Given material:
+---+

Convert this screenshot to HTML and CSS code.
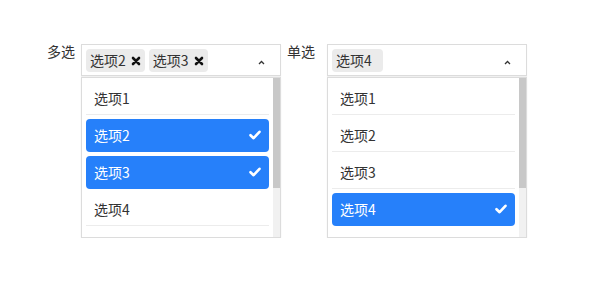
FILE: index.html
```html
<!DOCTYPE html>
<html lang="zh">
<head>
<meta charset="utf-8">
<link rel="stylesheet" href="styles.css">
</head>
<body>
<div class="page">
  <div class="field field-multi">
    <div class="label">多选</div>
    <div class="select">
      <div class="control">
        <span class="tag">选项2<svg class="tag-x" viewBox="0 0 10 10"><path d="M2 2L8 8M8 2L2 8"/></svg></span>
        <span class="tag">选项3<svg class="tag-x" viewBox="0 0 10 10"><path d="M2 2L8 8M8 2L2 8"/></svg></span>
        <svg class="caret" viewBox="0 0 7 5"><path d="M1 4L3.5 1.5L6 4"/></svg>
      </div>
      <div class="menu">
        <ul class="list">
          <li class="opt"><div class="opt-in">选项1</div></li>
          <li class="opt"><div class="opt-in sel">选项2<svg class="check" viewBox="0 0 12 10"><path d="M1.5 5.2L4.6 8.2L10.5 1.8"/></svg></div></li>
          <li class="opt"><div class="opt-in sel">选项3<svg class="check" viewBox="0 0 12 10"><path d="M1.5 5.2L4.6 8.2L10.5 1.8"/></svg></div></li>
          <li class="opt"><div class="opt-in">选项4</div></li>
        </ul>
        <div class="scrollbar"><div class="thumb"></div></div>
      </div>
    </div>
  </div>
  <div class="field field-single">
    <div class="label">单选</div>
    <div class="select">
      <div class="control">
        <span class="tag tag-single">选项4</span>
        <svg class="caret" viewBox="0 0 7 5"><path d="M1 4L3.5 1.5L6 4"/></svg>
      </div>
      <div class="menu">
        <ul class="list">
          <li class="opt"><div class="opt-in">选项1</div></li>
          <li class="opt"><div class="opt-in">选项2</div></li>
          <li class="opt"><div class="opt-in">选项3</div></li>
          <li class="opt"><div class="opt-in sel">选项4<svg class="check" viewBox="0 0 12 10"><path d="M1.5 5.2L4.6 8.2L10.5 1.8"/></svg></div></li>
        </ul>
        <div class="scrollbar"><div class="thumb"></div></div>
      </div>
    </div>
  </div>
</div>
</body>
</html>
```
FILE: styles.css
```css
html, body {
  margin: 0;
  padding: 0;
  background: #fff;
}
body {
  font-family: "Noto Sans CJK SC", "Noto Sans", sans-serif;
  font-size: 14px;
  color: #333;
}
.page {
  display: flex;
  align-items: flex-start;
  padding: 44px 0 0 47px;
}
.field {
  display: flex;
  align-items: flex-start;
}
.field-single {
  margin-left: 6px;
}
.label {
  line-height: 18px;
  margin-top: -2px;
  color: #333;
}
.field-multi .label { width: 34px; }
.field-single .label { width: 40px; }
.select {
  width: 200px;
}
.control {
  box-sizing: border-box;
  height: 32px;
  border: 1px solid #dcdcdc;
  box-shadow: 0 1px 1px rgba(0,0,0,0.06);
  display: flex;
  align-items: flex-start;
  padding: 4px 4px 0 4px;
  gap: 4px;
}
.tag {
  display: inline-flex;
  align-items: center;
  height: 23px;
  background: #ebebeb;
  border-radius: 4px;
  padding: 0 4px;
  line-height: 23px;
  color: #333;
}
.tag-single {
  padding-right: 11px;
}
.tag-x {
  width: 10px;
  height: 10px;
  margin-left: 5px;
  fill: none;
  stroke: #111;
  stroke-width: 2.6;
  stroke-linecap: round;
}
.caret {
  width: 7px;
  height: 5px;
  margin-left: auto;
  margin-right: 11px;
  margin-top: 11px;
  fill: none;
  stroke: #333;
  stroke-width: 1.3;
}
.menu {
  margin-top: 1px;
  border: 1px solid #dcdcdc;
  height: 159px;
  overflow: hidden;
  display: flex;
  box-shadow: 0 1px 2px rgba(0,0,0,0.05);
}
.list {
  flex: 1;
  list-style: none;
  margin: 0;
  padding: 2px 0;
}
.scrollbar {
  width: 7px;
  background: #f1f1f1;
}
.thumb {
  height: 110px;
  background: #c8c8c8;
}
.opt {
  padding: 2px 4px;
}
.opt-in {
  height: 32px;
  border-bottom: 1px solid #ececec;
  display: flex;
  align-items: center;
  padding: 0 8px;
  line-height: 20px;
}
.opt-in.sel {
  background: #2680fa;
  color: #fff;
  border-bottom-color: transparent;
  border-radius: 4px;
}
.check {
  width: 12px;
  height: 10px;
  margin-left: auto;
  fill: none;
  stroke: #fff;
  stroke-width: 2.6;
  stroke-linecap: round;
  stroke-linejoin: round;
}
```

+---+

Request: Transcribe all the data word for word; the images stay out.

Exercise result:
Convert this screenshot to HTML and CSS code.
FILE: index.html
```html
<!DOCTYPE html>
<html lang="zh">
<head>
<meta charset="utf-8">
<link rel="stylesheet" href="styles.css">
</head>
<body>
<div class="page">
  <div class="field field-multi">
    <div class="label">多选</div>
    <div class="select">
      <div class="control">
        <span class="tag">选项2<svg class="tag-x" viewBox="0 0 10 10"><path d="M2 2L8 8M8 2L2 8"/></svg></span>
        <span class="tag">选项3<svg class="tag-x" viewBox="0 0 10 10"><path d="M2 2L8 8M8 2L2 8"/></svg></span>
        <svg class="caret" viewBox="0 0 7 5"><path d="M1 4L3.5 1.5L6 4"/></svg>
      </div>
      <div class="menu">
        <ul class="list">
          <li class="opt"><div class="opt-in">选项1</div></li>
          <li class="opt"><div class="opt-in sel">选项2<svg class="check" viewBox="0 0 12 10"><path d="M1.5 5.2L4.6 8.2L10.5 1.8"/></svg></div></li>
          <li class="opt"><div class="opt-in sel">选项3<svg class="check" viewBox="0 0 12 10"><path d="M1.5 5.2L4.6 8.2L10.5 1.8"/></svg></div></li>
          <li class="opt"><div class="opt-in">选项4</div></li>
        </ul>
        <div class="scrollbar"><div class="thumb"></div></div>
      </div>
    </div>
  </div>
  <div class="field field-single">
    <div class="label">单选</div>
    <div class="select">
      <div class="control">
        <span class="tag tag-single">选项4</span>
        <svg class="caret" viewBox="0 0 7 5"><path d="M1 4L3.5 1.5L6 4"/></svg>
      </div>
      <div class="menu">
        <ul class="list">
          <li class="opt"><div class="opt-in">选项1</div></li>
          <li class="opt"><div class="opt-in">选项2</div></li>
          <li class="opt"><div class="opt-in">选项3</div></li>
          <li class="opt"><div class="opt-in sel">选项4<svg class="check" viewBox="0 0 12 10"><path d="M1.5 5.2L4.6 8.2L10.5 1.8"/></svg></div></li>
        </ul>
        <div class="scrollbar"><div class="thumb"></div></div>
      </div>
    </div>
  </div>
</div>
</body>
</html>
```
FILE: styles.css
```css
html, body {
  margin: 0;
  padding: 0;
  background: #fff;
}
body {
  font-family: "Noto Sans CJK SC", "Noto Sans", sans-serif;
  font-size: 14px;
  color: #333;
}
.page {
  display: flex;
  align-items: flex-start;
  padding: 44px 0 0 47px;
}
.field {
  display: flex;
  align-items: flex-start;
}
.field-single {
  margin-left: 6px;
}
.label {
  line-height: 18px;
  margin-top: -2px;
  color: #333;
}
.field-multi .label { width: 34px; }
.field-single .label { width: 40px; }
.select {
  width: 200px;
}
.control {
  box-sizing: border-box;
  height: 32px;
  border: 1px solid #dcdcdc;
  box-shadow: 0 1px 1px rgba(0,0,0,0.06);
  display: flex;
  align-items: flex-start;
  padding: 4px 4px 0 4px;
  gap: 4px;
}
.tag {
  display: inline-flex;
  align-items: center;
  height: 23px;
  background: #ebebeb;
  border-radius: 4px;
  padding: 0 4px;
  line-height: 23px;
  color: #333;
}
.tag-single {
  padding-right: 11px;
}
.tag-x {
  width: 10px;
  height: 10px;
  margin-left: 5px;
  fill: none;
  stroke: #111;
  stroke-width: 2.6;
  stroke-linecap: round;
}
.caret {
  width: 7px;
  height: 5px;
  margin-left: auto;
  margin-right: 11px;
  margin-top: 11px;
  fill: none;
  stroke: #333;
  stroke-width: 1.3;
}
.menu {
  margin-top: 1px;
  border: 1px solid #dcdcdc;
  height: 159px;
  overflow: hidden;
  display: flex;
  box-shadow: 0 1px 2px rgba(0,0,0,0.05);
}
.list {
  flex: 1;
  list-style: none;
  margin: 0;
  padding: 2px 0;
}
.scrollbar {
  width: 7px;
  background: #f1f1f1;
}
.thumb {
  height: 110px;
  background: #c8c8c8;
}
.opt {
  padding: 2px 4px;
}
.opt-in {
  height: 32px;
  border-bottom: 1px solid #ececec;
  display: flex;
  align-items: center;
  padding: 0 8px;
  line-height: 20px;
}
.opt-in.sel {
  background: #2680fa;
  color: #fff;
  border-bottom-color: transparent;
  border-radius: 4px;
}
.check {
  width: 12px;
  height: 10px;
  margin-left: auto;
  fill: none;
  stroke: #fff;
  stroke-width: 2.6;
  stroke-linecap: round;
  stroke-linejoin: round;
}
```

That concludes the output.